## Data provided
## start

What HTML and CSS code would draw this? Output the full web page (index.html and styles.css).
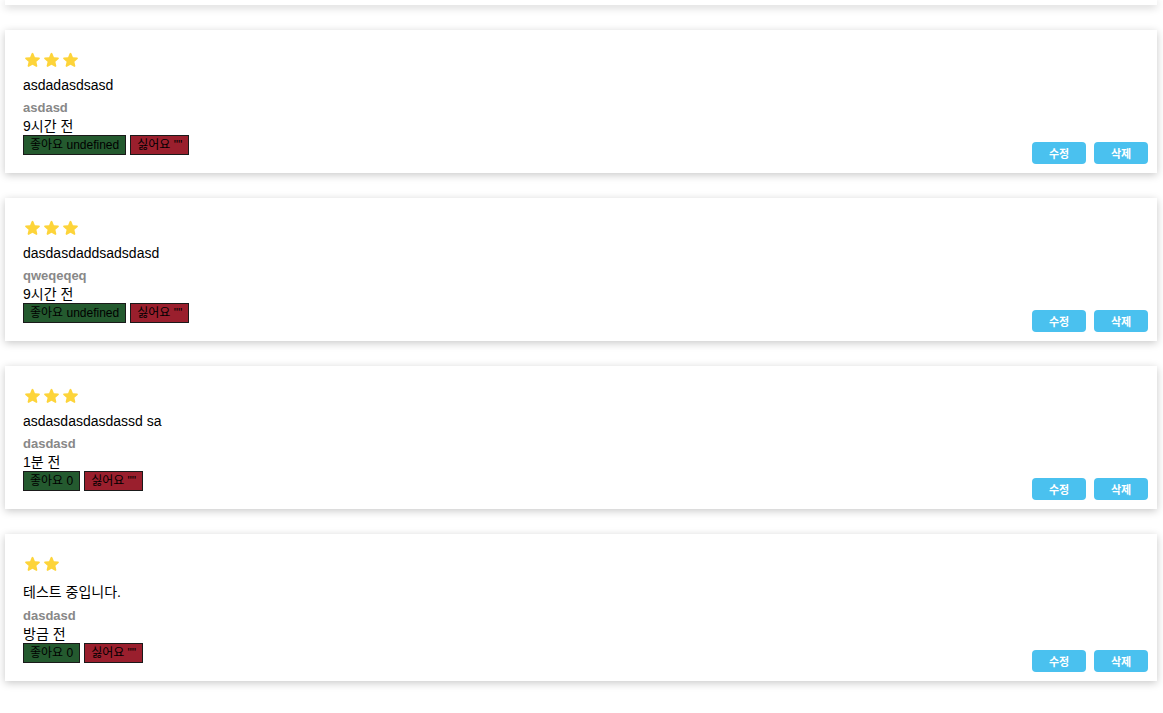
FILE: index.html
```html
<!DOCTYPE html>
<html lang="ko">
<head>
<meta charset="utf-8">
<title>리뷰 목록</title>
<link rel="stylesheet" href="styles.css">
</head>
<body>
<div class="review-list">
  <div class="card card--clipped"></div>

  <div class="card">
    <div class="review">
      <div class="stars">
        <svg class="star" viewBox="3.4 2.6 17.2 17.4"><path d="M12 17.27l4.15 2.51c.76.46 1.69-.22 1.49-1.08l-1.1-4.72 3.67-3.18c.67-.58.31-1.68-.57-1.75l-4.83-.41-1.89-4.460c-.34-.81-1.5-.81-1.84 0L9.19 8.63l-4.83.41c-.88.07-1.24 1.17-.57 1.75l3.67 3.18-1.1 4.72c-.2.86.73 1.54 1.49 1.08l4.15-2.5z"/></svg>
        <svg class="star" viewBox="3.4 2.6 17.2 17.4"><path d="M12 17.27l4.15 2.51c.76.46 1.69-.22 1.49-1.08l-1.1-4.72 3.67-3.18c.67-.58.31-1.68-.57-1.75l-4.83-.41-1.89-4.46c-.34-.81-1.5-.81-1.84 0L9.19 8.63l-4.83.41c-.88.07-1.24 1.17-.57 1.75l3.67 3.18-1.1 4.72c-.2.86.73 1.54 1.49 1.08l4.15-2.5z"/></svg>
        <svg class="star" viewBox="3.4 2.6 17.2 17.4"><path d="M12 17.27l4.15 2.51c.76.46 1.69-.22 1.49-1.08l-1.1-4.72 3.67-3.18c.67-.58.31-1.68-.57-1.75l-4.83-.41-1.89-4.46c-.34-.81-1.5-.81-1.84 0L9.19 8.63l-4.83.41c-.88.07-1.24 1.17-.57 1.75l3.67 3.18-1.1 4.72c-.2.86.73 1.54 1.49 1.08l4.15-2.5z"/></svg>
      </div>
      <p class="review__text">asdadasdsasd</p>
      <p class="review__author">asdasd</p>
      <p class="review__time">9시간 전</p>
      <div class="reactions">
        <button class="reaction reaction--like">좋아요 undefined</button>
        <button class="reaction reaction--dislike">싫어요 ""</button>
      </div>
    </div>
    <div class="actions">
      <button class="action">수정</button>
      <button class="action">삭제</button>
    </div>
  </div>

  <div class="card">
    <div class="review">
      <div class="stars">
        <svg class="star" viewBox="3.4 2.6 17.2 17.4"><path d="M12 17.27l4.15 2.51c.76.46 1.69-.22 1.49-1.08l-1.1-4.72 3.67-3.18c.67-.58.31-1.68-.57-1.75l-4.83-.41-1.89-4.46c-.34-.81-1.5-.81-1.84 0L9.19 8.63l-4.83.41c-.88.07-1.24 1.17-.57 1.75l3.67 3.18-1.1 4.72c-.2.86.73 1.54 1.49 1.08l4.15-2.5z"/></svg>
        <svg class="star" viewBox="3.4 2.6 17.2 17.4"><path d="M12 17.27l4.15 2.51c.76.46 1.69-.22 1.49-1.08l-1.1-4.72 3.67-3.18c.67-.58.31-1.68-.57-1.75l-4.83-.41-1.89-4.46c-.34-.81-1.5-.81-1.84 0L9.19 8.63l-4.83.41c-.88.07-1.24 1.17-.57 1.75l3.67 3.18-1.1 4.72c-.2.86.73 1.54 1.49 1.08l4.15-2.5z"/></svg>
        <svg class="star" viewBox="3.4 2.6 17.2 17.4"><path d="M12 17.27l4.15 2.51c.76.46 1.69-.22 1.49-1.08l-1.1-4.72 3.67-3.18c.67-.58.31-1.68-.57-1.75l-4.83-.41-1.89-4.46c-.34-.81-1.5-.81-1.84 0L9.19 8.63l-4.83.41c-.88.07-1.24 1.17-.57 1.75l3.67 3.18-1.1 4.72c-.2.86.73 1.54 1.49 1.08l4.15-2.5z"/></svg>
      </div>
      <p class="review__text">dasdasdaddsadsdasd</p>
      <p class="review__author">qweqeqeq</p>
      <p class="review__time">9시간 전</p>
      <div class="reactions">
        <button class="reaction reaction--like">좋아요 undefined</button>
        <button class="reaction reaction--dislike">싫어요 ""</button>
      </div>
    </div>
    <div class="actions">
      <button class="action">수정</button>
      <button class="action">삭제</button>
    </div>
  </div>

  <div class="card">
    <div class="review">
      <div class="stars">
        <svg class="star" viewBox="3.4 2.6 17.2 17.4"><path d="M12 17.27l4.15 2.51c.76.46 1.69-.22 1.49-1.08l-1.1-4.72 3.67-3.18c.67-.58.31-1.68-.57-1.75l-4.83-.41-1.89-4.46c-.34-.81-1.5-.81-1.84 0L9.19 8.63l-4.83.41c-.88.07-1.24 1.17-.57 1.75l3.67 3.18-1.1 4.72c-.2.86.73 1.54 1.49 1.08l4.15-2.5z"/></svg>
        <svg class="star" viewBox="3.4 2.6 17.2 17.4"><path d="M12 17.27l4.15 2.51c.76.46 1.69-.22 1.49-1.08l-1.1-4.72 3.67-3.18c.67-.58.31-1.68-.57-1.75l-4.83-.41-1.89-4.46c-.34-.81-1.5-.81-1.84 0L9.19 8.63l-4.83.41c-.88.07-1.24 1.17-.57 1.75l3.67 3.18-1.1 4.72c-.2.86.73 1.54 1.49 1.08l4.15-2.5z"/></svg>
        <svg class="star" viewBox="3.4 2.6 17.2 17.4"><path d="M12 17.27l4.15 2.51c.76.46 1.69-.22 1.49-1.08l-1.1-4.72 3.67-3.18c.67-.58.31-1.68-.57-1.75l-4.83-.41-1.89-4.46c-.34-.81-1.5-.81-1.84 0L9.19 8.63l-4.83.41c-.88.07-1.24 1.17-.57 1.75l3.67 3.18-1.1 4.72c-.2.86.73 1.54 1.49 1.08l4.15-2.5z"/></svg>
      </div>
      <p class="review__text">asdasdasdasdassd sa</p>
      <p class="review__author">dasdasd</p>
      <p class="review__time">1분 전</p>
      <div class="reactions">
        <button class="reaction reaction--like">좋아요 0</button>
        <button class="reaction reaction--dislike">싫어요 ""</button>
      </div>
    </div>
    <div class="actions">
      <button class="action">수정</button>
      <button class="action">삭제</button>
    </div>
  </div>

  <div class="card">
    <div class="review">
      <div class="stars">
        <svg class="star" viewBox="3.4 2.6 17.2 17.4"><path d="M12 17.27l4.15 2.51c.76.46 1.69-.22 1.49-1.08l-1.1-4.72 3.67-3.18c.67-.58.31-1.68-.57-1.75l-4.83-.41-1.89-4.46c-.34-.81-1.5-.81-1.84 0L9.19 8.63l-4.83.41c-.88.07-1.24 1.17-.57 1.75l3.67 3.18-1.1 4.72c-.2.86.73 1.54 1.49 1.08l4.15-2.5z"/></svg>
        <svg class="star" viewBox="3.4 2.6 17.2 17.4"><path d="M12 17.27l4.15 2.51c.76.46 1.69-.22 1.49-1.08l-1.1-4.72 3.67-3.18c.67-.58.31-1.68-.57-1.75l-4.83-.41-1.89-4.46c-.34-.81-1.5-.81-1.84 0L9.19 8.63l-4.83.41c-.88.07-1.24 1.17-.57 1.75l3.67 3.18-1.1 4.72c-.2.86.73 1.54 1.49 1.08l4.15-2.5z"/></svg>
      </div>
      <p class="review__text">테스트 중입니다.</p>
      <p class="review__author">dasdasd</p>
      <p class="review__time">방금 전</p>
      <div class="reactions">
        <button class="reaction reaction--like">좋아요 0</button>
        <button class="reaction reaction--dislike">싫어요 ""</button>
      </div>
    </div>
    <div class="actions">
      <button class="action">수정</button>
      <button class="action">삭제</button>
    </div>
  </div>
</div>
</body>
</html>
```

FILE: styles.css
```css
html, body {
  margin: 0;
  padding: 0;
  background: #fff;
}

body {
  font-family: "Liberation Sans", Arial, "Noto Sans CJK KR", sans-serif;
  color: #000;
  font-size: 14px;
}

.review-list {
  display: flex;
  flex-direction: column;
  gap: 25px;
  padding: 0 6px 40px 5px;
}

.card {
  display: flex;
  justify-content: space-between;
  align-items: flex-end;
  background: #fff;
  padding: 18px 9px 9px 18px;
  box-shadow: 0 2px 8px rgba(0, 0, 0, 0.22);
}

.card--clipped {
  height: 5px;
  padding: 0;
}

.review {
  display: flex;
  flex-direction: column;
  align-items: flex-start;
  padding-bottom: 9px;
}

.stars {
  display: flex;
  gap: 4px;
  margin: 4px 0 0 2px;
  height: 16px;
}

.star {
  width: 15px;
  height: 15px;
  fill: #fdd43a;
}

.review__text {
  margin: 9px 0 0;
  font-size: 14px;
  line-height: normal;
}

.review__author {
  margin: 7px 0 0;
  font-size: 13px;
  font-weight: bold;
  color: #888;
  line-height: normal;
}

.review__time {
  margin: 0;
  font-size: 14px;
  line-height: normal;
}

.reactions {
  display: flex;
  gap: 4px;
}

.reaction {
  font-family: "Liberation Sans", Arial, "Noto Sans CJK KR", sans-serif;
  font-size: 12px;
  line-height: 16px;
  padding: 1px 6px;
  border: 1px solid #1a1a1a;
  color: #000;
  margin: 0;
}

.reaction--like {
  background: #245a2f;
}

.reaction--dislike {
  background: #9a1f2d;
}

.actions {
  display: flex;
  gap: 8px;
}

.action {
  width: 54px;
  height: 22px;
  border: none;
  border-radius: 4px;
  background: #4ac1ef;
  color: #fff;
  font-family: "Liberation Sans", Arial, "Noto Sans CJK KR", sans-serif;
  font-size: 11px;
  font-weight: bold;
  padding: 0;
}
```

## end
## start

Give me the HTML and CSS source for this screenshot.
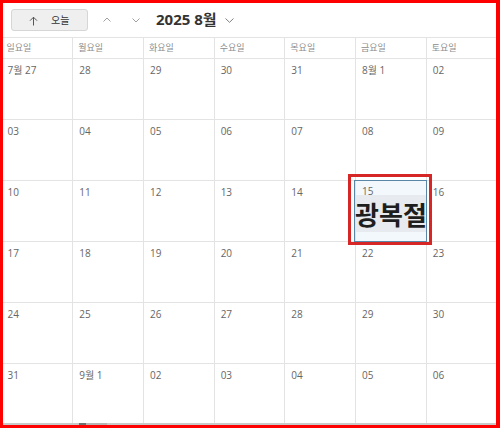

## end

Reply with nothing except the number of lines in the listing above that include the string "this".

## Expected answer
2